Rounding out the top five are, in order, London, Singapore and Paris.

The five cities with the lowest resiliency score, 21st through 25th on the list, are New Delhi, Jakarta, Cairo, Dhaka and Lagos.

Economist Impact defines urban resilience as a city’s ability to avoid, withstand and recover from shocks, such as natural disasters, and from long-term stresses such as poverty, decrepit infrastructure or migration, the report said.

Cities performed largely well in the “critical infrastructure pillar of the index,” but fared less well with the “socio-institutional pillar,” mainly due to income inequality and poor health conditions, the report said.

Such findings take on added importance against the backdrop of population forecasts showing cities as main population centers.

By 2050, more than two-thirds of the world’s population will call cities home, the report said.

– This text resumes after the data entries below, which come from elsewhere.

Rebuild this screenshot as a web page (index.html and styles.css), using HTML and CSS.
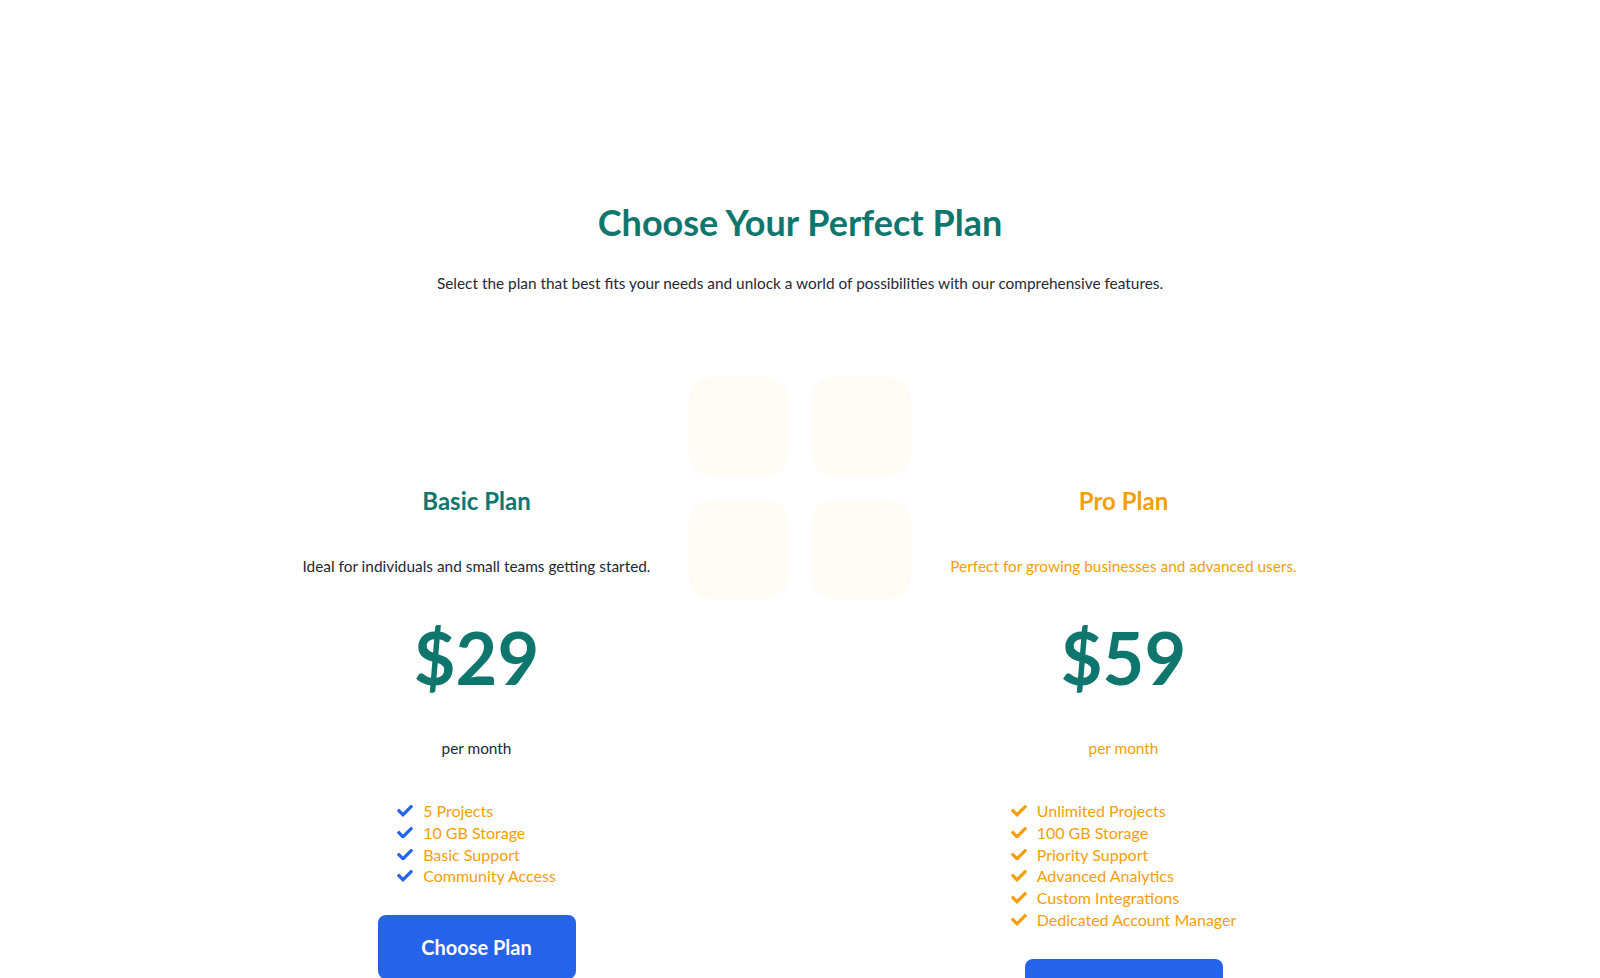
FILE: index.html
```html
<!DOCTYPE html>
<html lang="en">
<head>
<meta charset="utf-8">
<title>Choose Your Perfect Plan</title>
<link rel="stylesheet" href="styles.css">
</head>
<body>
<section class="pricing">
  <h1 class="title">Choose Your Perfect Plan</h1>
  <p class="subtitle">Select the plan that best fits your needs and unlock a world of possibilities with our comprehensive features.</p>
  <div class="plans">
    <div class="card basic">
      <h2 class="plan-name">Basic Plan</h2>
      <p class="plan-desc">Ideal for individuals and small teams getting started.</p>
      <div class="price">$29</div>
      <p class="period">per month</p>
      <ul class="features">
        <li><svg class="check" viewBox="0 0 512 370"><path d="M173.9 368.4l-166.4-166.4c-10-10-10-26.2 0-36.2l36.2-36.2c10-10 26.2-10 36.2 0L192 241.7 432.1 1.6c10-10 26.2-10 36.2 0l36.2 36.2c10 10 10 26.2 0 36.2l-294.4 294.4c-10 10-26.2 10-36.2 0z"/></svg>5 Projects</li>
        <li><svg class="check" viewBox="0 0 512 370"><path d="M173.9 368.4l-166.4-166.4c-10-10-10-26.2 0-36.2l36.2-36.2c10-10 26.2-10 36.2 0L192 241.7 432.1 1.6c10-10 26.2-10 36.2 0l36.2 36.2c10 10 10 26.2 0 36.2l-294.4 294.4c-10 10-26.2 10-36.2 0z"/></svg>10 GB Storage</li>
        <li><svg class="check" viewBox="0 0 512 370"><path d="M173.9 368.4l-166.4-166.4c-10-10-10-26.2 0-36.2l36.2-36.2c10-10 26.2-10 36.2 0L192 241.7 432.1 1.6c10-10 26.2-10 36.2 0l36.2 36.2c10 10 10 26.2 0 36.2l-294.4 294.4c-10 10-26.2 10-36.2 0z"/></svg>Basic Support</li>
        <li><svg class="check" viewBox="0 0 512 370"><path d="M173.9 368.4l-166.4-166.4c-10-10-10-26.2 0-36.2l36.2-36.2c10-10 26.2-10 36.2 0L192 241.7 432.1 1.6c10-10 26.2-10 36.2 0l36.2 36.2c10 10 10 26.2 0 36.2l-294.4 294.4c-10 10-26.2 10-36.2 0z"/></svg>Community Access</li>
      </ul>
      <button class="btn">Choose Plan</button>
    </div>
    <div class="deco" aria-hidden="true">
      <span></span><span></span><span></span><span></span>
    </div>
    <div class="card pro">
      <h2 class="plan-name">Pro Plan</h2>
      <p class="plan-desc">Perfect for growing businesses and advanced users.</p>
      <div class="price">$59</div>
      <p class="period">per month</p>
      <ul class="features">
        <li><svg class="check" viewBox="0 0 512 370"><path d="M173.9 368.4l-166.4-166.4c-10-10-10-26.2 0-36.2l36.2-36.2c10-10 26.2-10 36.2 0L192 241.7 432.1 1.6c10-10 26.2-10 36.2 0l36.2 36.2c10 10 10 26.2 0 36.2l-294.4 294.4c-10 10-26.2 10-36.2 0z"/></svg>Unlimited Projects</li>
        <li><svg class="check" viewBox="0 0 512 370"><path d="M173.9 368.4l-166.4-166.4c-10-10-10-26.2 0-36.2l36.2-36.2c10-10 26.2-10 36.2 0L192 241.7 432.1 1.6c10-10 26.2-10 36.2 0l36.2 36.2c10 10 10 26.2 0 36.2l-294.4 294.4c-10 10-26.2 10-36.2 0z"/></svg>100 GB Storage</li>
        <li><svg class="check" viewBox="0 0 512 370"><path d="M173.9 368.4l-166.4-166.4c-10-10-10-26.2 0-36.2l36.2-36.2c10-10 26.2-10 36.2 0L192 241.7 432.1 1.6c10-10 26.2-10 36.2 0l36.2 36.2c10 10 10 26.2 0 36.2l-294.4 294.4c-10 10-26.2 10-36.2 0z"/></svg>Priority Support</li>
        <li><svg class="check" viewBox="0 0 512 370"><path d="M173.9 368.4l-166.4-166.4c-10-10-10-26.2 0-36.2l36.2-36.2c10-10 26.2-10 36.2 0L192 241.7 432.1 1.6c10-10 26.2-10 36.2 0l36.2 36.2c10 10 10 26.2 0 36.2l-294.4 294.4c-10 10-26.2 10-36.2 0z"/></svg>Advanced Analytics</li>
        <li><svg class="check" viewBox="0 0 512 370"><path d="M173.9 368.4l-166.4-166.4c-10-10-10-26.2 0-36.2l36.2-36.2c10-10 26.2-10 36.2 0L192 241.7 432.1 1.6c10-10 26.2-10 36.2 0l36.2 36.2c10 10 10 26.2 0 36.2l-294.4 294.4c-10 10-26.2 10-36.2 0z"/></svg>Custom Integrations</li>
        <li><svg class="check" viewBox="0 0 512 370"><path d="M173.9 368.4l-166.4-166.4c-10-10-10-26.2 0-36.2l36.2-36.2c10-10 26.2-10 36.2 0L192 241.7 432.1 1.6c10-10 26.2-10 36.2 0l36.2 36.2c10 10 10 26.2 0 36.2l-294.4 294.4c-10 10-26.2 10-36.2 0z"/></svg>Dedicated Account Manager</li>
      </ul>
      <button class="btn">Choose Plan</button>
    </div>
  </div>
</section>
</body>
</html>
```

FILE: styles.css
```css
* { box-sizing: border-box; }
html, body {
  margin: 0;
  padding: 0;
  background: #ffffff;
}
body {
  font-family: "Lato", "Noto Sans", sans-serif;
  color: #1f2937;
}
.pricing {
  padding-top: 200px;
  display: flex;
  flex-direction: column;
  align-items: center;
}
.title {
  margin: 0;
  font-size: 36px;
  line-height: 44px;
  font-weight: 700;
  color: #0f766e;
}
.subtitle {
  margin: 27px 0 0;
  font-size: 15.4px;
  line-height: 24px;
}
.plans {
  margin-top: 82px;
  display: grid;
  grid-template-columns: 425px 222px 425px;
  align-items: start;
}
.deco {
  display: grid;
  grid-template-columns: 100px 100px;
  grid-auto-rows: 100px;
  gap: 22px;
}
.deco span {
  background: #fefcf4;
  border-radius: 24px;
}
.card {
  padding: 108px 0 0;
  display: flex;
  flex-direction: column;
  align-items: center;
  text-align: center;
}
.plan-name {
  margin: 0;
  font-size: 24px;
  line-height: 32px;
  font-weight: 700;
}
.basic .plan-name { color: #0f766e; }
.pro .plan-name { color: #f59e0b; }
.plan-desc {
  margin: 37px 0 0;
  font-size: 15.4px;
  line-height: 24px;
  white-space: nowrap;
}
.pro .plan-desc { color: #f59e0b; }
.price {
  margin-top: 31px;
  font-size: 72px;
  line-height: 96px;
  font-weight: 700;
  color: #0f766e;
}
.period {
  margin: 31px 0 0;
  font-size: 15.4px;
  line-height: 24px;
}
.pro .period { color: #f59e0b; }
.features {
  list-style: none;
  margin: 40px 0 0;
  padding: 0;
  text-align: left;
  color: #f59e0b;
  font-size: 16px;
  line-height: 21.8px;
}
.features li {
  display: flex;
  align-items: center;
  gap: 10px;
}
.check {
  width: 16px;
  height: 11.6px;
  flex: none;
}
.basic .check { fill: #2563eb; }
.pro .check { fill: #f59e0b; }
.btn {
  margin-top: 28px;
  width: 198px;
  height: 64px;
  border: 0;
  border-radius: 8px;
  background: #2563eb;
  color: #ffffff;
  font-family: inherit;
  font-size: 20px;
  font-weight: 700;
}
```
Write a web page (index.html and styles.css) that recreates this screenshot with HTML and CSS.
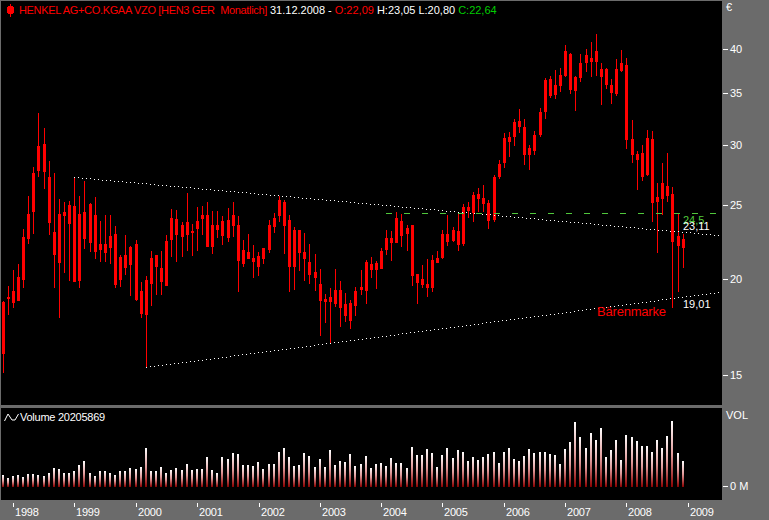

Sometimes the absence of basic staples such as electricity can hamper a city’s resilience, such as in Mexico City, with 22 million people, or New Delhi, with 32 million. Some 107 million people live in cities with “inadequate electricity provision,” according to the report.

Social services, like infrastructure, are also a key part of the equation. Only six cities – Dubai, Istanbul, London, Los Angeles, Munich and Tokyo – have emergency services that can respond in under 10 minutes, the report said.